Types of ale – a guide for the novice beer drinker

When you consider that the ingredients in the majority of beers are simply water, malted barley, hops and yeast, the range and variety of beers available is extraordinary.  They can basically be divided into two categories – lagers and ales.  The difference between the two is the type of yeast used.  Lagers use a type of yeast that sinks to the bottom during fermentation, and are fermented at cooler temperatures, and ales use yeast that floats on the top, and are fermented at higher temperatures.  Lagers generally produce a lighter, often drier beer.  There are a number of different types of lager available, but that’s a subject for another day!  Here we will be looking at the different styles of ale that you might encounter.

Barley wine

This is generally the strongest and ‘biggest’ ale, with the most alcohol, the most malt and the most hops – it packs a punch with a big flavour.
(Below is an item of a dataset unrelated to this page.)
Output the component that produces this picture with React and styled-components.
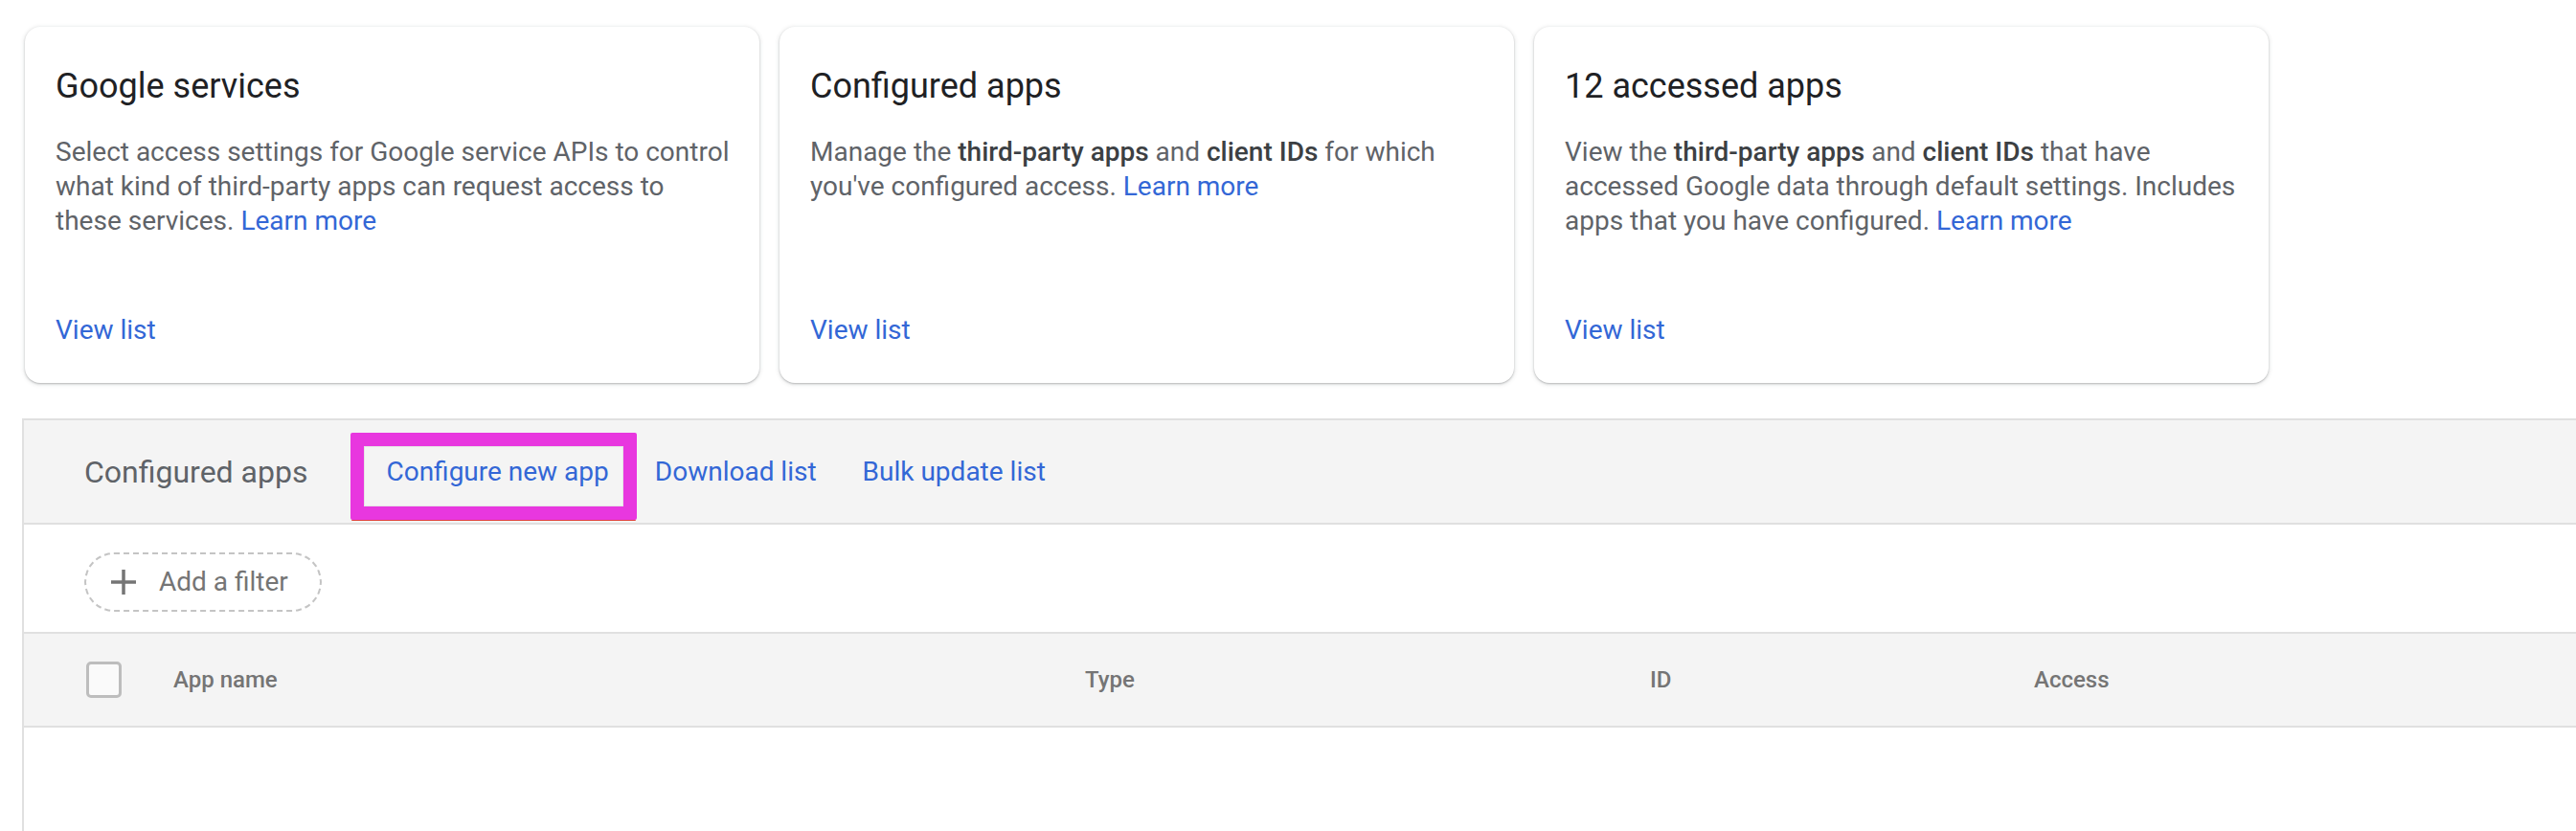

In terms of strength, it often comes in at between 10 and 12% – as strong as many wines! It is a style of beer that has been around since the 18th century, and unlike many beers, it benefits from time to mature.

Pale Ale

Pale Ales were so called because they were lighter in colour than the traditional brown ales, brewed using pale malt. Lower in hops and with a gentler, malty flavour, there is a very wide range of styles in this category, from the very pale, crisp blonde ales which have a character similar to lager, to the more robust IPA (India Pale Ale).

IPA (India Pale Ale)

Although strictly speaking a Pale Ale, India Pale Ale deserves a special mention.  It is, by contrast, very hoppy.  It was first brewed for export to India during colonial times, when the additional hops and higher alcohol content helped preserve the beer in the hotter weather and on the long journey.

Bitter

Bitter originally developed from Pale Ale but it is darker in colour, and generally contains plenty of hop flavour.  It ranges from around 3.5% to 4% ABV, but extra strong bitters marketed by some breweries can reach about 5%. Light bitters are also available, which have a lower ABV, and also generally a slightly lighter colour.

Mild

Mild is a traditional style of ale that has been around since at least the 17th century.  It is generally (although not always) dark in colour, due to the use of darker malts and roasted barley, but it contains fewer hops than bitter, resulting in a smoother, less bitter taste.  After falling out of favour in a big way in the 1970’s it has undergone something of a resurgence in recent years.

Porter

It was once popular practice to create hybrid beers by mixing brown ale and mild ale together, and from this concept porter was developed as a beer in its own right.  It became extremely popular for a while during the 18th century, and after an almost complete decline was revived with the growth in the production of craft beer over the past few decades.  It’s a dark-coloured, mid-strength beer, generally measuring between 4% and 6.5% ABV.

Stout

Black, thick, strong and creamy, this ale is often thought to be a descendant of porter, and was the strongest (or ‘stoutest’) of the porters.  The most popular and well-known stout is that favourite Irish tipple, Guinness. However, as well as the dry stout that we all know well, there are many other types of stout.  These include sweet (or milk) stout which – would you believe – is sweeter than a dry stout, and oatmeal stout which contains added oatmeal making it smoother and again slightly sweeter than a dry stout. Extra stout is a variety brewed with more hops and a greater level of alcohol, and Russian Imperial stout is the most intensely flavourful and aromatic stout of the lot, with the highest alcohol content.

Wheat Beer

Wheat beer is made with – you’ve guessed it – wheat! Well, to be accurate, a mixture of barley and wheat.  This style of beer is more commonly brewed in continental Europe – mainly Germany, Belgium and the Netherlands, and sometimes contains added flavourings.  It has a characteristic thick head, and is generally light in flavour, with an effervescence that makes it a refreshing alternative to lager on a hot summer day.

This list is not a comprehensive guide to every type of ale available, and many people categorise ales slightly differently, but this should get you started with some basic info, so that you can understand the different types of beer, and you can astound and impress your friends at parties with your newfound knowledge!